++++ Records for the exercise ++++

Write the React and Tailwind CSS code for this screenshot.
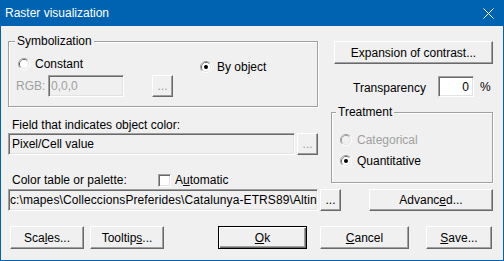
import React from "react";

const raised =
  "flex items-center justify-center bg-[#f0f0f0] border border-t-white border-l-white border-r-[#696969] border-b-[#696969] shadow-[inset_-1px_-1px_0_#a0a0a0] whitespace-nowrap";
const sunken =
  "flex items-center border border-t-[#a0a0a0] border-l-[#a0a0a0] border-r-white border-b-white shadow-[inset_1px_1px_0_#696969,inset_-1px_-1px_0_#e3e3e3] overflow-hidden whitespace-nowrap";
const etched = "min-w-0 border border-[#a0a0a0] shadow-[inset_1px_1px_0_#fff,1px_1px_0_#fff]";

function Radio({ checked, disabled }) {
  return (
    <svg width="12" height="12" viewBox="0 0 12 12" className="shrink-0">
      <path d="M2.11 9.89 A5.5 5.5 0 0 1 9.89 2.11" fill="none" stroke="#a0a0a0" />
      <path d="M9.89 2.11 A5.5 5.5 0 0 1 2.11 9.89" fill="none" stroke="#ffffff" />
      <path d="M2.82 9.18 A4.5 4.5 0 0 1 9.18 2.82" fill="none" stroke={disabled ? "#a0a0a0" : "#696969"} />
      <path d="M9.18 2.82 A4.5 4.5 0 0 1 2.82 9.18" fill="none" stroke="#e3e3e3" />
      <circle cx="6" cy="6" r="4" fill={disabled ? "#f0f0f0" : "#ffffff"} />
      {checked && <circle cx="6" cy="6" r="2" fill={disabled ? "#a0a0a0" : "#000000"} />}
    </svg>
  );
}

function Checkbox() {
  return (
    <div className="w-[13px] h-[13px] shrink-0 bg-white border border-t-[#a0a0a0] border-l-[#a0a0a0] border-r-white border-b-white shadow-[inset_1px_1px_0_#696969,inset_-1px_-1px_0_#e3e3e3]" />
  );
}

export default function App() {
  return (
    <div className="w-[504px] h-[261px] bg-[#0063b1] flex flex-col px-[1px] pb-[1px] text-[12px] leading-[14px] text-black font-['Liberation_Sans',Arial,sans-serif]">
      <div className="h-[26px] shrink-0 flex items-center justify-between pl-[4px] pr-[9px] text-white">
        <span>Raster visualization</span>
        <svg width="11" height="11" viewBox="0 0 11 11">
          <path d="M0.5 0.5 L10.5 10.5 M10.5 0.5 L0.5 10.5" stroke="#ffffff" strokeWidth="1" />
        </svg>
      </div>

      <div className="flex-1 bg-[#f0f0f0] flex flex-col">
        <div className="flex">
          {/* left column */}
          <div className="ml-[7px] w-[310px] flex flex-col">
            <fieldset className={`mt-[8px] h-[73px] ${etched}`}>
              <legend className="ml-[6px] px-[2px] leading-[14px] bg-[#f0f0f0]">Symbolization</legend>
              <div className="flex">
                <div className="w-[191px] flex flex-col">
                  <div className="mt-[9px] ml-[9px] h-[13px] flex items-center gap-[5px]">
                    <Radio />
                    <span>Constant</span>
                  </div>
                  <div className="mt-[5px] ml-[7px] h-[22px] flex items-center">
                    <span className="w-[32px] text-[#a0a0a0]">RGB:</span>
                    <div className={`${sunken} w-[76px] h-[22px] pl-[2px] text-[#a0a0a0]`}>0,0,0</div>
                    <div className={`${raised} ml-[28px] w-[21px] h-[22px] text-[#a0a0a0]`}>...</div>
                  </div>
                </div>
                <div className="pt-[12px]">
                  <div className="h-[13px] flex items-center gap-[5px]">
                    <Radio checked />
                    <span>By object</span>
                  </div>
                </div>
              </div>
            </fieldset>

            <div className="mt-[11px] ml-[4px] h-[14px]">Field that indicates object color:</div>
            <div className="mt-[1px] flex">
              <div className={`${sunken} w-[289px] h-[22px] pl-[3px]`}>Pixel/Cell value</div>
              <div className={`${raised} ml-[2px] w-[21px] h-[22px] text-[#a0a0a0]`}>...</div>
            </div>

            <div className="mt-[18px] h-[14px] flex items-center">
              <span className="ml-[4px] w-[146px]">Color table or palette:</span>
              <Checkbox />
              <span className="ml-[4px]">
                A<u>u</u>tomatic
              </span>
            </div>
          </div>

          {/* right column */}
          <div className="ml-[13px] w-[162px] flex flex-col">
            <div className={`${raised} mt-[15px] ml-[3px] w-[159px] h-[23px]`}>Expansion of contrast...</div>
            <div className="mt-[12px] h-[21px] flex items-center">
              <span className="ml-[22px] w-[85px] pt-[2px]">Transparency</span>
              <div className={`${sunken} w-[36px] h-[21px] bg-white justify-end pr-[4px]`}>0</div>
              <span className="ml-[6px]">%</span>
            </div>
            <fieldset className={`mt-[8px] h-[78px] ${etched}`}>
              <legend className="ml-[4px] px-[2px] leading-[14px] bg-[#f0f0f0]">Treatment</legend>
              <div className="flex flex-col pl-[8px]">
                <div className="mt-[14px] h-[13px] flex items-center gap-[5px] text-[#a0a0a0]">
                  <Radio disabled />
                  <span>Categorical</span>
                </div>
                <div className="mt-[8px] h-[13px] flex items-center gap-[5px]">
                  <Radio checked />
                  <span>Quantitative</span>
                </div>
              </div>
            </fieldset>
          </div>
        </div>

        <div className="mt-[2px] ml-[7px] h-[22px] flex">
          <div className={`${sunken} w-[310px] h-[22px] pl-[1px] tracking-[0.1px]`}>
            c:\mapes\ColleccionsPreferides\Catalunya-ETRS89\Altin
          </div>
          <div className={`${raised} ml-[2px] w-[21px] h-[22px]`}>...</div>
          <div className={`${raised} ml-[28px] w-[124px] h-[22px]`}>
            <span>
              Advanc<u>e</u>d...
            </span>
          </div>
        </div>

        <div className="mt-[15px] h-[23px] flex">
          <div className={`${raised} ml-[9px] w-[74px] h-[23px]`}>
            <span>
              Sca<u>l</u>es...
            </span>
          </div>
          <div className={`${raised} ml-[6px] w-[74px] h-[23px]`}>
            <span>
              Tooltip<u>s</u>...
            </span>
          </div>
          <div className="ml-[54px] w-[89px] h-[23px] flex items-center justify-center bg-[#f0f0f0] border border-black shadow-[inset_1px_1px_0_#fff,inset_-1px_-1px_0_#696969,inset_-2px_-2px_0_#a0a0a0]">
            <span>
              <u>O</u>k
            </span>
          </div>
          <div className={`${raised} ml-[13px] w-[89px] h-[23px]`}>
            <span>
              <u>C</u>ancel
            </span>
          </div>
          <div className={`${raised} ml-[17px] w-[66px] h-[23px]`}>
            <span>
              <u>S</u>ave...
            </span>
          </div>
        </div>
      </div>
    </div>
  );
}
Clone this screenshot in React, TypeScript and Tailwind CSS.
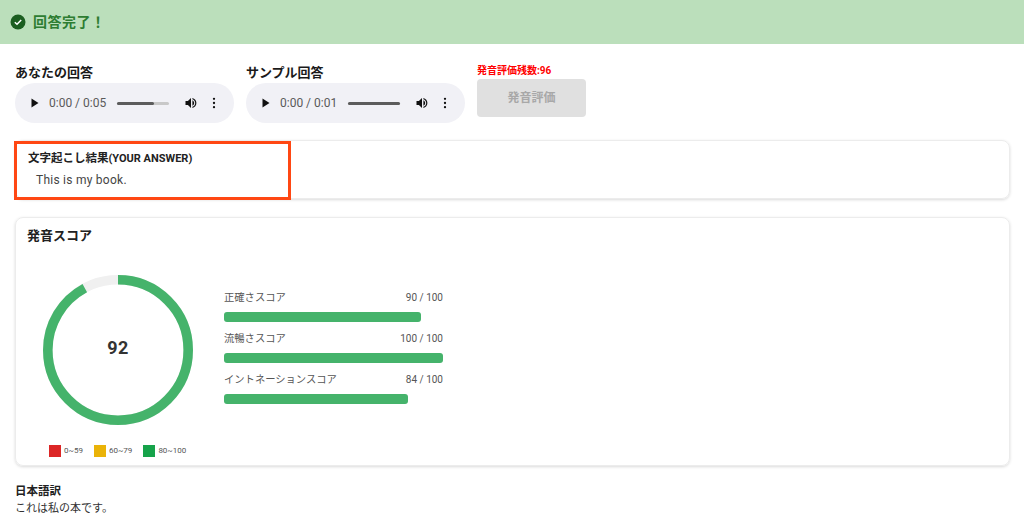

++++

Leave every image out, and retype the material exactly.

Write the React and Tailwind CSS code for this screenshot.
import React from "react";

const raised =
  "flex items-center justify-center bg-[#f0f0f0] border border-t-white border-l-white border-r-[#696969] border-b-[#696969] shadow-[inset_-1px_-1px_0_#a0a0a0] whitespace-nowrap";
const sunken =
  "flex items-center border border-t-[#a0a0a0] border-l-[#a0a0a0] border-r-white border-b-white shadow-[inset_1px_1px_0_#696969,inset_-1px_-1px_0_#e3e3e3] overflow-hidden whitespace-nowrap";
const etched = "min-w-0 border border-[#a0a0a0] shadow-[inset_1px_1px_0_#fff,1px_1px_0_#fff]";

function Radio({ checked, disabled }) {
  return (
    <svg width="12" height="12" viewBox="0 0 12 12" className="shrink-0">
      <path d="M2.11 9.89 A5.5 5.5 0 0 1 9.89 2.11" fill="none" stroke="#a0a0a0" />
      <path d="M9.89 2.11 A5.5 5.5 0 0 1 2.11 9.89" fill="none" stroke="#ffffff" />
      <path d="M2.82 9.18 A4.5 4.5 0 0 1 9.18 2.82" fill="none" stroke={disabled ? "#a0a0a0" : "#696969"} />
      <path d="M9.18 2.82 A4.5 4.5 0 0 1 2.82 9.18" fill="none" stroke="#e3e3e3" />
      <circle cx="6" cy="6" r="4" fill={disabled ? "#f0f0f0" : "#ffffff"} />
      {checked && <circle cx="6" cy="6" r="2" fill={disabled ? "#a0a0a0" : "#000000"} />}
    </svg>
  );
}

function Checkbox() {
  return (
    <div className="w-[13px] h-[13px] shrink-0 bg-white border border-t-[#a0a0a0] border-l-[#a0a0a0] border-r-white border-b-white shadow-[inset_1px_1px_0_#696969,inset_-1px_-1px_0_#e3e3e3]" />
  );
}

export default function App() {
  return (
    <div className="w-[504px] h-[261px] bg-[#0063b1] flex flex-col px-[1px] pb-[1px] text-[12px] leading-[14px] text-black font-['Liberation_Sans',Arial,sans-serif]">
      <div className="h-[26px] shrink-0 flex items-center justify-between pl-[4px] pr-[9px] text-white">
        <span>Raster visualization</span>
        <svg width="11" height="11" viewBox="0 0 11 11">
          <path d="M0.5 0.5 L10.5 10.5 M10.5 0.5 L0.5 10.5" stroke="#ffffff" strokeWidth="1" />
        </svg>
      </div>

      <div className="flex-1 bg-[#f0f0f0] flex flex-col">
        <div className="flex">
          {/* left column */}
          <div className="ml-[7px] w-[310px] flex flex-col">
            <fieldset className={`mt-[8px] h-[73px] ${etched}`}>
              <legend className="ml-[6px] px-[2px] leading-[14px] bg-[#f0f0f0]">Symbolization</legend>
              <div className="flex">
                <div className="w-[191px] flex flex-col">
                  <div className="mt-[9px] ml-[9px] h-[13px] flex items-center gap-[5px]">
                    <Radio />
                    <span>Constant</span>
                  </div>
                  <div className="mt-[5px] ml-[7px] h-[22px] flex items-center">
                    <span className="w-[32px] text-[#a0a0a0]">RGB:</span>
                    <div className={`${sunken} w-[76px] h-[22px] pl-[2px] text-[#a0a0a0]`}>0,0,0</div>
                    <div className={`${raised} ml-[28px] w-[21px] h-[22px] text-[#a0a0a0]`}>...</div>
                  </div>
                </div>
                <div className="pt-[12px]">
                  <div className="h-[13px] flex items-center gap-[5px]">
                    <Radio checked />
                    <span>By object</span>
                  </div>
                </div>
              </div>
            </fieldset>

            <div className="mt-[11px] ml-[4px] h-[14px]">Field that indicates object color:</div>
            <div className="mt-[1px] flex">
              <div className={`${sunken} w-[289px] h-[22px] pl-[3px]`}>Pixel/Cell value</div>
              <div className={`${raised} ml-[2px] w-[21px] h-[22px] text-[#a0a0a0]`}>...</div>
            </div>

            <div className="mt-[18px] h-[14px] flex items-center">
              <span className="ml-[4px] w-[146px]">Color table or palette:</span>
              <Checkbox />
              <span className="ml-[4px]">
                A<u>u</u>tomatic
              </span>
            </div>
          </div>

          {/* right column */}
          <div className="ml-[13px] w-[162px] flex flex-col">
            <div className={`${raised} mt-[15px] ml-[3px] w-[159px] h-[23px]`}>Expansion of contrast...</div>
            <div className="mt-[12px] h-[21px] flex items-center">
              <span className="ml-[22px] w-[85px] pt-[2px]">Transparency</span>
              <div className={`${sunken} w-[36px] h-[21px] bg-white justify-end pr-[4px]`}>0</div>
              <span className="ml-[6px]">%</span>
            </div>
            <fieldset className={`mt-[8px] h-[78px] ${etched}`}>
              <legend className="ml-[4px] px-[2px] leading-[14px] bg-[#f0f0f0]">Treatment</legend>
              <div className="flex flex-col pl-[8px]">
                <div className="mt-[14px] h-[13px] flex items-center gap-[5px] text-[#a0a0a0]">
                  <Radio disabled />
                  <span>Categorical</span>
                </div>
                <div className="mt-[8px] h-[13px] flex items-center gap-[5px]">
                  <Radio checked />
                  <span>Quantitative</span>
                </div>
              </div>
            </fieldset>
          </div>
        </div>

        <div className="mt-[2px] ml-[7px] h-[22px] flex">
          <div className={`${sunken} w-[310px] h-[22px] pl-[1px] tracking-[0.1px]`}>
            c:\mapes\ColleccionsPreferides\Catalunya-ETRS89\Altin
          </div>
          <div className={`${raised} ml-[2px] w-[21px] h-[22px]`}>...</div>
          <div className={`${raised} ml-[28px] w-[124px] h-[22px]`}>
            <span>
              Advanc<u>e</u>d...
            </span>
          </div>
        </div>

        <div className="mt-[15px] h-[23px] flex">
          <div className={`${raised} ml-[9px] w-[74px] h-[23px]`}>
            <span>
              Sca<u>l</u>es...
            </span>
          </div>
          <div className={`${raised} ml-[6px] w-[74px] h-[23px]`}>
            <span>
              Tooltip<u>s</u>...
            </span>
          </div>
          <div className="ml-[54px] w-[89px] h-[23px] flex items-center justify-center bg-[#f0f0f0] border border-black shadow-[inset_1px_1px_0_#fff,inset_-1px_-1px_0_#696969,inset_-2px_-2px_0_#a0a0a0]">
            <span>
              <u>O</u>k
            </span>
          </div>
          <div className={`${raised} ml-[13px] w-[89px] h-[23px]`}>
            <span>
              <u>C</u>ancel
            </span>
          </div>
          <div className={`${raised} ml-[17px] w-[66px] h-[23px]`}>
            <span>
              <u>S</u>ave...
            </span>
          </div>
        </div>
      </div>
    </div>
  );
}
Clone this screenshot in React, TypeScript and Tailwind CSS.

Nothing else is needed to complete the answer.